Bank lending growth falls to four-month low in March, but still strong

Business activity in the private sector fell to a three-year low in March on coronavirus disruptions, but this seems to have had little effect on bank lending.

Bank lending to businesses grew at a robust pace when measured by the indicators’ trend growth over the past two years, according to figures from the Bank of Uganda.

The total stock of outstanding commercial bank loans to businesses and households hit Shs15 trillion in March, increasing by 10.4% from the same month last year. This was the measure’s weakest growth in four months, and also the second straight monthly decline, which indicates that lending is slowly falling on a year on year basis.

However, the indicator strengthened on a monthly basis, rebounding from two straight falls in January and February.
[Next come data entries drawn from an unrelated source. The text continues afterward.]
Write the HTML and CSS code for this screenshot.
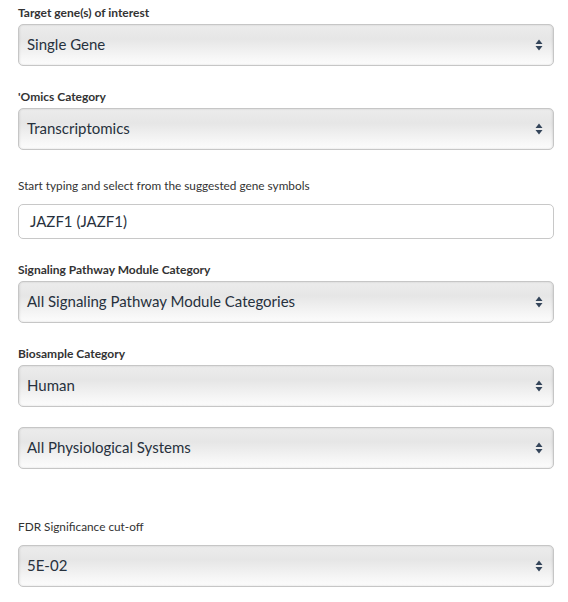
FILE: index.html
```html
<!DOCTYPE html>
<html>
<head>
<meta charset="utf-8">
<link rel="stylesheet" href="styles.css">
</head>
<body>
<form class="form">
  <div class="group g1">
    <div class="label bold">Target gene(s) of interest</div>
    <div class="select"><span>Single Gene</span><svg class="arrows" width="8" height="12" viewBox="0 0 8 12"><path d="M4 0.5L7.5 5H0.5Z M4 11.5L7.5 7H0.5Z"/></svg></div>
  </div>
  <div class="group g2">
    <div class="label bold">'Omics Category</div>
    <div class="select"><span>Transcriptomics</span><svg class="arrows" width="8" height="12" viewBox="0 0 8 12"><path d="M4 0.5L7.5 5H0.5Z M4 11.5L7.5 7H0.5Z"/></svg></div>
  </div>
  <div class="group g3">
    <div class="label">Start typing and select from the suggested gene symbols</div>
    <div class="input">JAZF1 (JAZF1)</div>
  </div>
  <div class="group g4">
    <div class="label bold">Signaling Pathway Module Category</div>
    <div class="select"><span>All Signaling Pathway Module Categories</span><svg class="arrows" width="8" height="12" viewBox="0 0 8 12"><path d="M4 0.5L7.5 5H0.5Z M4 11.5L7.5 7H0.5Z"/></svg></div>
  </div>
  <div class="group g5">
    <div class="label bold">Biosample Category</div>
    <div class="select"><span>Human</span><svg class="arrows" width="8" height="12" viewBox="0 0 8 12"><path d="M4 0.5L7.5 5H0.5Z M4 11.5L7.5 7H0.5Z"/></svg></div>
    <div class="select s6"><span>All Physiological Systems</span><svg class="arrows" width="8" height="12" viewBox="0 0 8 12"><path d="M4 0.5L7.5 5H0.5Z M4 11.5L7.5 7H0.5Z"/></svg></div>
  </div>
  <div class="group g7">
    <div class="label">FDR Significance cut-off</div>
    <div class="select"><span>5E-02</span><svg class="arrows" width="8" height="12" viewBox="0 0 8 12"><path d="M4 0.5L7.5 5H0.5Z M4 11.5L7.5 7H0.5Z"/></svg></div>
  </div>
</form>
</body>
</html>
```
FILE: styles.css
```css
html, body {
  margin: 0;
  padding: 0;
  background: #fff;
}
body {
  font-family: Lato, "Open Sans", sans-serif;
  color: #333;
}
.form {
  display: flex;
  flex-direction: column;
  padding: 5px 14px 0 18px;
  width: 536px;
}
.group {
  display: flex;
  flex-direction: column;
}
.label {
  font-size: 11.8px;
  line-height: 16px;
  height: 16px;
  color: #333;
  margin-bottom: 3px;
}
.label.bold {
  font-size: 12px;
  font-weight: 700;
}
.g2 { margin-top: 23px; }
.g3 { margin-top: 28px; }
.g3 .label { margin-bottom: 10px; }
.g4 { margin-top: 23px; }
.g5 { margin-top: 23px; }
.g7 { margin-top: 50px; }
.g7 .label { margin-bottom: 10px; }
.s6 { margin-top: 20px; }
.select {
  box-sizing: border-box;
  height: 42px;
  display: flex;
  align-items: center;
  justify-content: space-between;
  padding: 0 8px 2px 8px;
  border: 1px solid #c6c6c6;
  border-radius: 5px;
  background: linear-gradient(#ececec 0%, #e6e6e6 35%, #f6f6f6 80%, #fcfcfc 100%);
  box-shadow: inset 1px 0 2px rgba(0,0,0,0.08), inset -1px 0 2px rgba(0,0,0,0.08);
  font-size: 15px;
  color: #27313d;
}
.arrows {
  fill: #34455a;
  margin-right: 2px;
  margin-top: 2px;
}
.input {
  box-sizing: border-box;
  height: 35px;
  display: flex;
  align-items: center;
  padding: 0 11px 1px;
  border: 1px solid #c8c8c8;
  border-radius: 5px;
  background: #fff;
  font-size: 15px;
  color: #27313d;
}
```
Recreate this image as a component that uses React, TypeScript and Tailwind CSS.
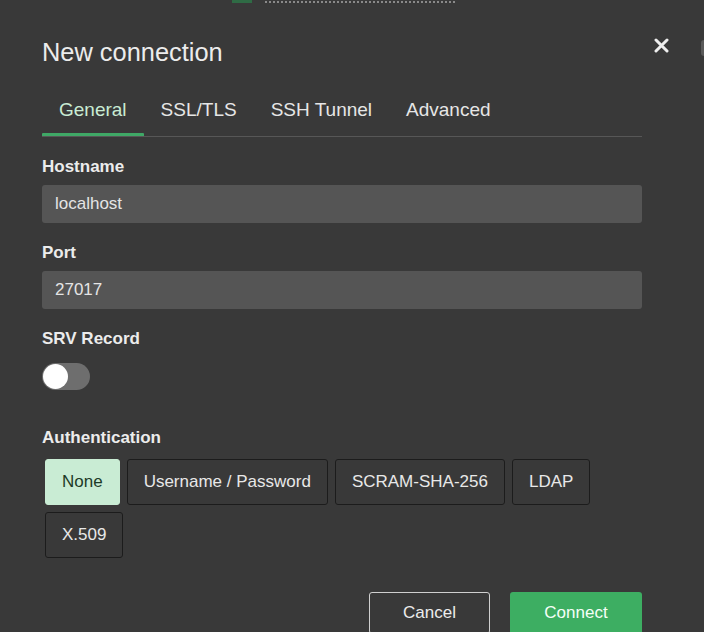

Commercial bank loan disbursements rose 1.4% month on month, from Shs14.8 trillion in February.

Chart showing trend growth of bank lending to Uganda's private sector

The annual credit growth in March mainly reflected an increase in loans for retail trade, non-durable goods and services, agriculture processing and marketing, and mortgages.

Credit to retail trade rose 33.3% year on year to Shs1.2 trillion while loans for non-durable goods and services — categorised under personal loans and household loans — were up 23.5% to Shs1.2 trillion. Credit for agriculture processing and marketing rose 17.5% over the past year to Shs1.2 trillion.

The largest contributions to the 12-month decline in bank lending were reductions in loans for building and construction materials, electricity, lighting and power, and restaurants and hotels.

Commercial bank loans denominated in the local currency increased to Shs9.6 trillion, rising 15.9% year on year. Foreign currency-denominated loans increased by 1.8%, a two-month high, to Shs5.3 trillion. The increase in shilling loans was mainly a result of a rise in credit for non-durable goods and services, while loans for import trade were the biggest contributors to the growth in foreign exchange lending.

On a monthly basis, growth in bank lending was driven by an increase in credit to the telecommunications sub-sector, up 81.9% to Shs456.8bn. In addition, commercial mortgages rose 6.2% while loans for food, beverages and tobacco manufacturing increased by 5.5%.

Credit extended by all financial institutions — commercial banks, credit institutions, and micro deposit-taking institutions — grew at the slowest pace in 22 months, rising 9.7% year on year to Shs15.9 trillion. But it also registered its strongest monthly growth in three months, increasing by 1.3%. 

The biggest contributions to the growth of other depository corporations lending to the private sector were retail loans, loans for non-durable goods and services, and agriculture processing and marketing credit.